On Thu, Jul 19, 2018 at 8:50 AM Jeroen Demeyer <[email protected]> wrote:
>
> On 2018-07-19 00:24, Volker Braun wrote:
> > Since Erik is clamoring for a more calendar-driven release schedule,
> > here is a quick A/B test:
> >
> > A) Keep the current process of releasing approximately every 3 months,
> > longer if people insist on having their own pet tickets merged at the
> > last minute.
> >
> > B) Keep a strict time table: Merge window is open for 2 months, after
> > that only fixes for new regressions, release on 1/1, 3/1, 6/1, and 9/1.
>
>  From my personal experience as release manager, I would have hated B.
>
> However, I think Erik was asking more for something like
>
> C) Don't keep a strict time table, but announce at some point during the
> beta releases when you plan to cut off the merge window.

I prefer something like B, but as I also wrote it can certainly have
flexibility:  E.g. if the release manager is going to be on vacation
on 3/1 then the release can be delayed until 3/7 or whatever.  Or if
there are other delays (such as a critical bug found in pre-release
window that absolutely must be fixed before a release can be made; a
not usual but not unheard of event) that's certainly acceptable too.
No one is forcing us to release on that exact schedule.

What I meant for "B" is less a "strict time table" and more of an
idealized plan that is subject to change.  In the commercial world we
do this all the time.  You make a plan ahead of time so you can reason
about it.  The plan is allowed to--and is almost inevitably going to
change.  But having a plan gives you something to aspire to and, by
definition, reason about.  There's more to planning that that, but
that's the bare minimum.

It doesn't have to be anything so formal.  The Trac "Roadmap" page
allows you to set dates for milestones.  We can put it there, using a
3 or 4 month interval as a rough estimate, and then adjust as needed
(with discussion; communication, of course, not just one person
changing the date and not mentioning anything).

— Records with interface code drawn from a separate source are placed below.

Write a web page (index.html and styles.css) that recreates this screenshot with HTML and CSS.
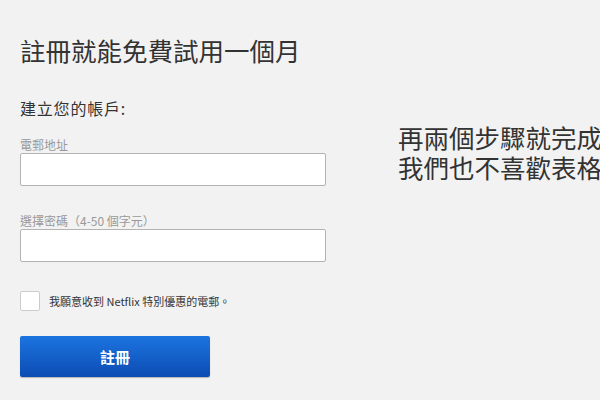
FILE: index.html
```html
<!doctype html>
<html lang="zh-Hant">
<head>
	<meta charset="UTF-8">
	<title>註冊</title>
	<link rel="stylesheet" href="styles.css">
</head>
<body>
	<div class="page">
		<div class="signup">
			<h1 class="title">註冊就能免費試用一個月</h1>
			<h2 class="subtitle">建立您的帳戶:</h2>
			<label class="field">
				<span class="field-label">電郵地址</span>
				<input class="field-input" type="text">
			</label>
			<label class="field field-pass">
				<span class="field-label">選擇密碼（4-50 個字元）</span>
				<input class="field-input" type="password">
			</label>
			<label class="opt-in">
				<span class="check"></span>
				<span class="opt-text">我願意收到 Netflix 特別優惠的電郵。</span>
			</label>
			<a class="btn" href="javascript:void(0);">註冊</a>
		</div>
		<div class="aside">
			<p>再兩個步驟就完成</p>
			<p>我們也不喜歡表格</p>
		</div>
	</div>
</body>
</html>
```

FILE: styles.css
```css
html, body {
	margin: 0;
	padding: 0;
	height: 100%;
	background-color: #f2f2f2;
	overflow: hidden;
}
body {
	font-family: "Noto Sans CJK TC", "Noto Sans", sans-serif;
	color: #333;
}
.page {
	display: flex;
	padding: 34px 0 0 20px;
}
.signup {
	width: 306px;
	flex-shrink: 0;
}
.title {
	margin: 0;
	font-size: 25.5px;
	font-weight: 400;
	line-height: 32px;
	color: #333;
}
.subtitle {
	margin: 32px 0 0;
	font-size: 16px;
	font-weight: 400;
	line-height: 20px;
	letter-spacing: 0.8px;
	color: #333;
}
.field {
	display: flex;
	flex-direction: column;
	margin-top: 19px;
}
.field-pass {
	margin-top: 27px;
}
.field-label {
	font-size: 12px;
	line-height: 16px;
	color: #999;
}
.field-input {
	box-sizing: border-box;
	width: 306px;
	height: 33px;
	margin: 0;
	border: 1px solid #b3b3b3;
	border-radius: 2px;
	background-color: #fff;
	outline: none;
}
.opt-in {
	display: flex;
	align-items: center;
	margin-top: 29px;
}
.check {
	box-sizing: border-box;
	width: 20px;
	height: 20px;
	border: 1px solid #ccc;
	border-radius: 2px;
	background-color: #fff;
}
.opt-text {
	margin-left: 9px;
	font-size: 11px;
	color: #333;
}
.btn {
	display: block;
	box-sizing: border-box;
	width: 190px;
	height: 41px;
	margin-top: 25px;
	border-radius: 2px;
	background: linear-gradient(#1c74e0, #0c4cb3);
	box-shadow: 0 1px 1px rgba(0,0,0,.25);
	color: #fff;
	font-size: 15px;
	font-weight: 700;
	line-height: 41px;
	text-align: center;
	text-decoration: none;
}
.aside {
	margin: 88px 0 0 72px;
	white-space: nowrap;
}
.aside p {
	margin: 0;
	font-size: 25.5px;
	line-height: 30px;
	color: #333;
}
```
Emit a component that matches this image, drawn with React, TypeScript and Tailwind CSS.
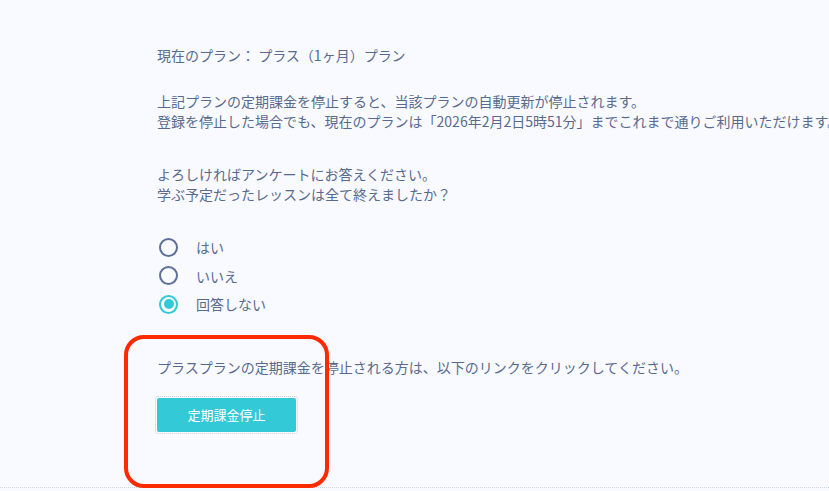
import { useState } from "react";

const OPTIONS = ["はい", "いいえ", "回答しない"];

export default function App() {
  const [answer, setAnswer] = useState("回答しない");

  return (
    <div
      className="relative w-[829px] h-[491px] overflow-hidden bg-[#f8faff] text-[#586a8e] text-[14px] leading-[20px]"
      style={{ fontFamily: '"Noto Sans CJK JP", "Noto Sans", sans-serif' }}
    >
      <div className="pl-[157px] pt-[45px] whitespace-nowrap">
        <p>現在のプラン： プラス（1ヶ月）プラン</p>

        <div className="mt-[26px]">
          <p>上記プランの定期課金を停止すると、当該プランの自動更新が停止されます。</p>
          <p>登録を停止した場合でも、現在のプランは「2026年2月2日5時51分」までこれまで通りご利用いただけます。</p>
        </div>

        <div className="mt-[33px]">
          <p>よろしければアンケートにお答えください。</p>
          <p>学ぶ予定だったレッスンは全て終えましたか？</p>
        </div>

        <div className="mt-[29px] flex flex-col">
          {OPTIONS.map((opt) => {
            const checked = answer === opt;
            return (
              <label key={opt} className="h-[28.5px] flex items-center gap-[18px] cursor-pointer">
                <span
                  onClick={() => setAnswer(opt)}
                  className={
                    checked
                      ? "ml-[2px] w-[19px] h-[19px] rounded-full border-2 border-[#33c9d6] flex items-center justify-center"
                      : "ml-[2px] w-[19px] h-[19px] rounded-full border-2 border-[#5d7099]"
                  }
                >
                  {checked && <span className="w-[10px] h-[10px] rounded-full bg-[#33c9d6]" />}
                </span>
                <span onClick={() => setAnswer(opt)}>{opt}</span>
              </label>
            );
          })}
        </div>

        <p className="mt-[38px]">プラスプランの定期課金を停止される方は、以下のリンクをクリックしてください。</p>

        <div className="mt-[19px] -ml-[2px] inline-block p-[1px] border border-dotted border-[#c9d2de] rounded-[3px]">
          <button className="w-[139px] h-[34px] rounded-[2px] bg-[#33c9d6] text-white text-[13px]">
            定期課金停止
          </button>
        </div>
      </div>

      <div className="absolute left-0 right-0 top-[487px] border-t border-dotted border-[#cdd5e0]" />

      <div className="absolute left-[124px] top-[335px] w-[205px] h-[153px] border-[4px] border-[#ff2a00] rounded-[20px]" />
    </div>
  );
}
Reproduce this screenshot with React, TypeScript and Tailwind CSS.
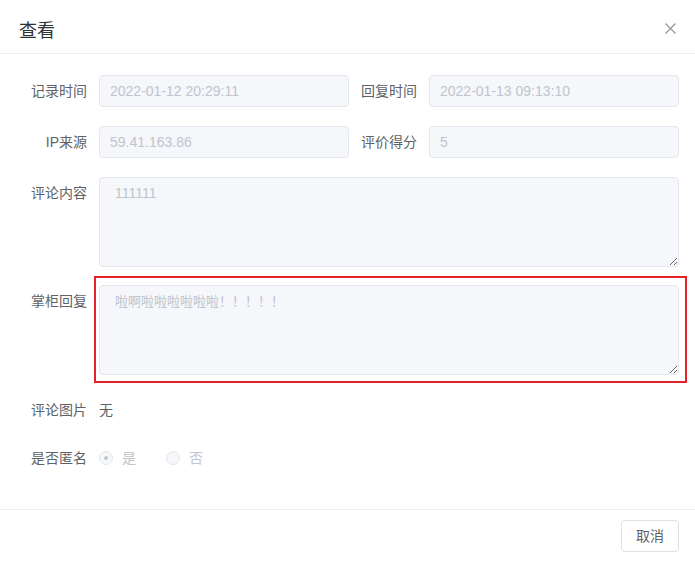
import React from "react";

const font = {
  fontFamily: '"Liberation Sans", "Noto Sans CJK SC", sans-serif',
};

function Label({ children }: { children: React.ReactNode }) {
  return (
    <div className="w-[80px] shrink-0 pr-[12px] text-right text-[14px] leading-[32px] text-[#606266]">
      {children}
    </div>
  );
}

function Field({ label, value }: { label: string; value: string }) {
  return (
    <div className="flex">
      <Label>{label}</Label>
      <input
        readOnly
        value={value}
        className="h-[32px] w-[250px] rounded-[4px] border border-[#e4e7ed] bg-[#f5f7fa] px-[10px] text-[14px] text-[#c0c4cc] outline-none"
      />
    </div>
  );
}

function Radio({ label, checked }: { label: string; checked?: boolean }) {
  return (
    <span className="mr-[30px] inline-flex items-center">
      <span className="flex h-[14px] w-[14px] items-center justify-center rounded-full border border-[#e4e7ed] bg-[#f5f7fa]">
        {checked && <span className="h-[4px] w-[4px] rounded-full bg-[#c0c4cc]" />}
      </span>
      <span className="pl-[9px] text-[14px] text-[#c0c4cc]">{label}</span>
    </span>
  );
}

export default function App(): React.ReactNode {
  return (
    <div className="min-h-[571px] w-full bg-white" style={font}>
      {/* Header */}
      <div className="flex items-start justify-between border-b border-[#ebeef5] pb-[10px] pl-[19px] pr-[19px] pt-[19px]">
        <span className="text-[18px] leading-[24px] text-[#303133]">查看</span>
        <button className="mt-[4px] text-[#909399]" aria-label="close">
          <svg width="11" height="11" viewBox="0 0 11 11" fill="none">
            <path d="M0.5 0.5L10.5 10.5M10.5 0.5L0.5 10.5" stroke="currentColor" strokeWidth="1.1" />
          </svg>
        </button>
      </div>

      {/* Body */}
      <div className="pb-[35px] pl-[19px] pr-[16px] pt-[21px]">
        <div className="mb-[19px] grid grid-cols-2">
          <Field label="记录时间" value="2022-01-12 20:29:11" />
          <Field label="回复时间" value="2022-01-13 09:13:10" />
        </div>
        <div className="mb-[19px] grid grid-cols-2">
          <Field label="IP来源" value="59.41.163.86" />
          <Field label="评价得分" value="5" />
        </div>

        <div className="mb-[18px] flex">
          <Label>评论内容</Label>
          <textarea
            readOnly
            value="111111"
            className="block h-[90px] flex-1 resize-y rounded-[4px] border border-[#e4e7ed] bg-[#f5f7fa] px-[15px] py-[5px] text-[14px] leading-[21px] text-[#c0c4cc] outline-none"
          />
        </div>

        <div className="mb-[19px] flex">
          <Label>掌柜回复</Label>
          <div className="relative flex flex-1">
            <textarea
              readOnly
              value="啦啊啦啦啦啦啦啦！！！！！"
              className="block h-[90px] flex-1 resize-y rounded-[4px] border border-[#e4e7ed] bg-[#f5f7fa] px-[15px] py-[5px] text-[13px] leading-[21px] text-[#c0c4cc] outline-none"
            />
            <div className="pointer-events-none absolute -bottom-[8px] -left-[5px] -right-[8px] -top-[9px] border-2 border-[#e62129]" />
          </div>
        </div>

        <div className="mb-[16px] flex">
          <Label>评论图片</Label>
          <span className="text-[14px] leading-[32px] text-[#606266]">无</span>
        </div>

        <div className="flex">
          <Label>是否匿名</Label>
          <div className="flex h-[32px] items-center">
            <Radio label="是" checked />
            <Radio label="否" />
          </div>
        </div>
      </div>

      {/* Footer */}
      <div className="flex justify-end border-t border-[#ebeef5] pb-[19px] pr-[16px] pt-[10px]">
        <button className="h-[32px] rounded-[4px] border border-[#dcdfe6] bg-white px-[14px] text-[14px] text-[#606266]">
          取消
        </button>
      </div>
    </div>
  );
}
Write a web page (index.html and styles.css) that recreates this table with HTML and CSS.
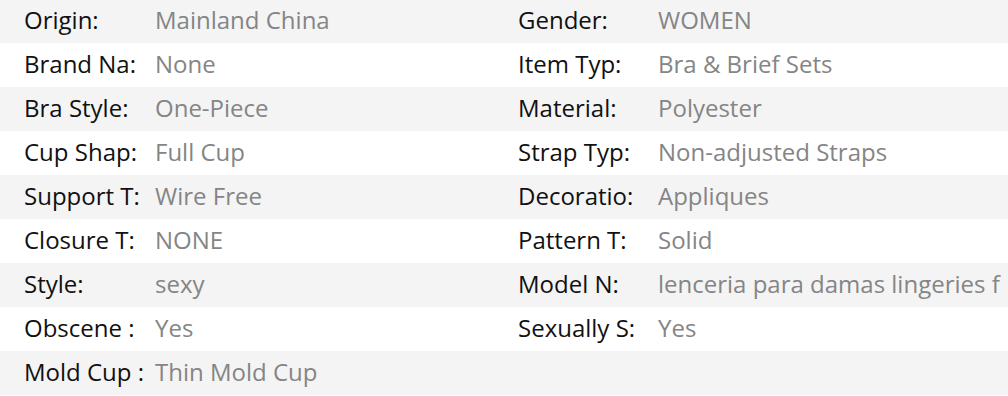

However, if even that is too annoying you're correct that I offered
such a "C", and I think you characterized it more-or-less accurately.
The community deserves to know how much time they have before the next
cut-off for making a release, and the opportunity to express what
their priorities are determine whether or not they are reasonable
within the remaining window (with some flexibility for lengthening the
window if we can agree that some change is critical enough for the
next release).  This communication of priorities can be done both
directly through discussion, as well as--what I would ask people to do
if I were release manager--triaging your own tickets to give a better
estimate of what you expect to do for the upcoming release milestone,
and how you prioritize those issues.  This usually should only take a
few minutes and is not absolutely necessary, but it does help.  One
needs a chance to do that though; once you start making "release
candidates" such triaging is not as immediately useful.